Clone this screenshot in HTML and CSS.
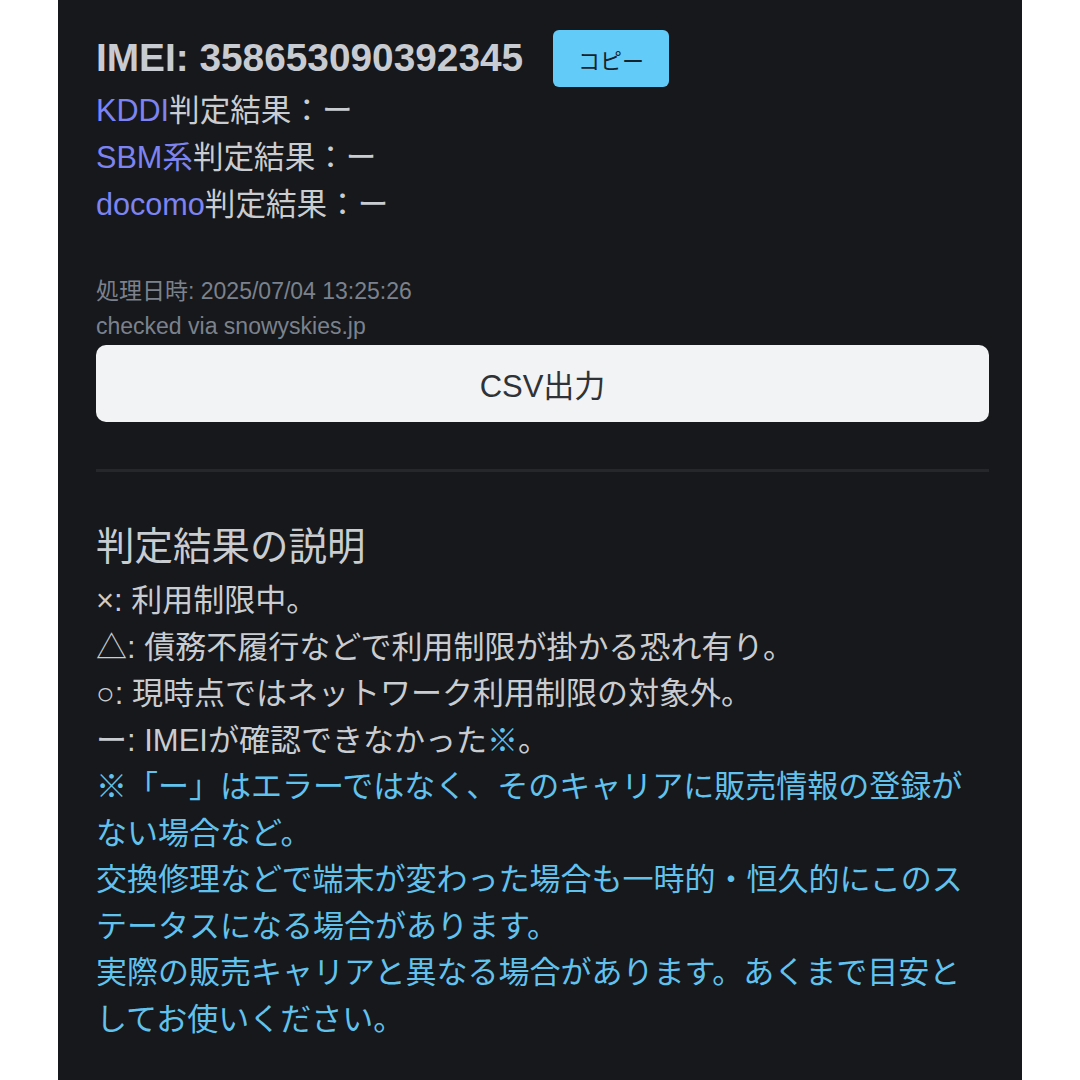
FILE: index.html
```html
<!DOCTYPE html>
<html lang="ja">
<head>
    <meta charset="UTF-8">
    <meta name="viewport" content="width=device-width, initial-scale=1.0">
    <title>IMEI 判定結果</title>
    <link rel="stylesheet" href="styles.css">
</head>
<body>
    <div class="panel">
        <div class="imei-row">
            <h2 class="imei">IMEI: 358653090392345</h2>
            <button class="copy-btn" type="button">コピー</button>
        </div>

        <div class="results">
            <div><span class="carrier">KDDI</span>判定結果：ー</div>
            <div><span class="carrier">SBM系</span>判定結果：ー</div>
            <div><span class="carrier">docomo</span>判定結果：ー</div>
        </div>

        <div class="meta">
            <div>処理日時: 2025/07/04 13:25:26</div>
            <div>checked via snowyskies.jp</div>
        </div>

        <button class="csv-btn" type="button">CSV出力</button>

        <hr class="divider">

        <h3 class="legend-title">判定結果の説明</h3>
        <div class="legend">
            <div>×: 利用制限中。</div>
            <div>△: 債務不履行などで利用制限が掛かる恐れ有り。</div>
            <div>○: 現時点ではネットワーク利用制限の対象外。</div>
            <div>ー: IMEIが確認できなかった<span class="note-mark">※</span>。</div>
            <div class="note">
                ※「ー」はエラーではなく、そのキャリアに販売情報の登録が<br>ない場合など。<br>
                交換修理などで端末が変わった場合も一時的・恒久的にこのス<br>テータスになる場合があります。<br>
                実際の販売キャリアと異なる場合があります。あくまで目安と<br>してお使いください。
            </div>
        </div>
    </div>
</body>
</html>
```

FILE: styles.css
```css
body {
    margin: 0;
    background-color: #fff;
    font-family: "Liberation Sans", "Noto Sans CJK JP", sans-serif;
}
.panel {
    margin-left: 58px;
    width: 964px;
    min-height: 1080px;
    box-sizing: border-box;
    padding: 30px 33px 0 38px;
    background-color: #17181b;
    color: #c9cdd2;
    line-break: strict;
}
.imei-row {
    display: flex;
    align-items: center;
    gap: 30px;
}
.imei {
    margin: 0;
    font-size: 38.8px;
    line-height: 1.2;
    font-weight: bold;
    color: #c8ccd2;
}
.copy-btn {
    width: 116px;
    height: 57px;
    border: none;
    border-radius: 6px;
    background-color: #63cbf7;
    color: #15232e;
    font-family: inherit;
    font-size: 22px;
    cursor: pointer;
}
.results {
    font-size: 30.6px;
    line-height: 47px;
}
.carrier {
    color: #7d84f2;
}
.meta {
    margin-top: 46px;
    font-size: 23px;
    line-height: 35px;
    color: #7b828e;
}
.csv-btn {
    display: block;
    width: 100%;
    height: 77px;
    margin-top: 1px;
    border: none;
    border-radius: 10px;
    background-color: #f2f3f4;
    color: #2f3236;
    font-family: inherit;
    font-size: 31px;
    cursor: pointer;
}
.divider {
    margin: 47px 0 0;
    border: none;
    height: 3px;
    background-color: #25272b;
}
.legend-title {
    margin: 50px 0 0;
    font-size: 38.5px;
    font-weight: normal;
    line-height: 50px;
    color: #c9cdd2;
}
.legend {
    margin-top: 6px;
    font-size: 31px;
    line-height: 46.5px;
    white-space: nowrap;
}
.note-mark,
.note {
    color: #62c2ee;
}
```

__________

WHAT IS REQUIRED | Copy the whole listing above word for word but do not carry over the pictures.

THE RESPONSE |
Clone this screenshot in HTML and CSS.
FILE: index.html
```html
<!DOCTYPE html>
<html lang="ja">
<head>
    <meta charset="UTF-8">
    <meta name="viewport" content="width=device-width, initial-scale=1.0">
    <title>IMEI 判定結果</title>
    <link rel="stylesheet" href="styles.css">
</head>
<body>
    <div class="panel">
        <div class="imei-row">
            <h2 class="imei">IMEI: 358653090392345</h2>
            <button class="copy-btn" type="button">コピー</button>
        </div>

        <div class="results">
            <div><span class="carrier">KDDI</span>判定結果：ー</div>
            <div><span class="carrier">SBM系</span>判定結果：ー</div>
            <div><span class="carrier">docomo</span>判定結果：ー</div>
        </div>

        <div class="meta">
            <div>処理日時: 2025/07/04 13:25:26</div>
            <div>checked via snowyskies.jp</div>
        </div>

        <button class="csv-btn" type="button">CSV出力</button>

        <hr class="divider">

        <h3 class="legend-title">判定結果の説明</h3>
        <div class="legend">
            <div>×: 利用制限中。</div>
            <div>△: 債務不履行などで利用制限が掛かる恐れ有り。</div>
            <div>○: 現時点ではネットワーク利用制限の対象外。</div>
            <div>ー: IMEIが確認できなかった<span class="note-mark">※</span>。</div>
            <div class="note">
                ※「ー」はエラーではなく、そのキャリアに販売情報の登録が<br>ない場合など。<br>
                交換修理などで端末が変わった場合も一時的・恒久的にこのス<br>テータスになる場合があります。<br>
                実際の販売キャリアと異なる場合があります。あくまで目安と<br>してお使いください。
            </div>
        </div>
    </div>
</body>
</html>
```

FILE: styles.css
```css
body {
    margin: 0;
    background-color: #fff;
    font-family: "Liberation Sans", "Noto Sans CJK JP", sans-serif;
}
.panel {
    margin-left: 58px;
    width: 964px;
    min-height: 1080px;
    box-sizing: border-box;
    padding: 30px 33px 0 38px;
    background-color: #17181b;
    color: #c9cdd2;
    line-break: strict;
}
.imei-row {
    display: flex;
    align-items: center;
    gap: 30px;
}
.imei {
    margin: 0;
    font-size: 38.8px;
    line-height: 1.2;
    font-weight: bold;
    color: #c8ccd2;
}
.copy-btn {
    width: 116px;
    height: 57px;
    border: none;
    border-radius: 6px;
    background-color: #63cbf7;
    color: #15232e;
    font-family: inherit;
    font-size: 22px;
    cursor: pointer;
}
.results {
    font-size: 30.6px;
    line-height: 47px;
}
.carrier {
    color: #7d84f2;
}
.meta {
    margin-top: 46px;
    font-size: 23px;
    line-height: 35px;
    color: #7b828e;
}
.csv-btn {
    display: block;
    width: 100%;
    height: 77px;
    margin-top: 1px;
    border: none;
    border-radius: 10px;
    background-color: #f2f3f4;
    color: #2f3236;
    font-family: inherit;
    font-size: 31px;
    cursor: pointer;
}
.divider {
    margin: 47px 0 0;
    border: none;
    height: 3px;
    background-color: #25272b;
}
.legend-title {
    margin: 50px 0 0;
    font-size: 38.5px;
    font-weight: normal;
    line-height: 50px;
    color: #c9cdd2;
}
.legend {
    margin-top: 6px;
    font-size: 31px;
    line-height: 46.5px;
    white-space: nowrap;
}
.note-mark,
.note {
    color: #62c2ee;
}
```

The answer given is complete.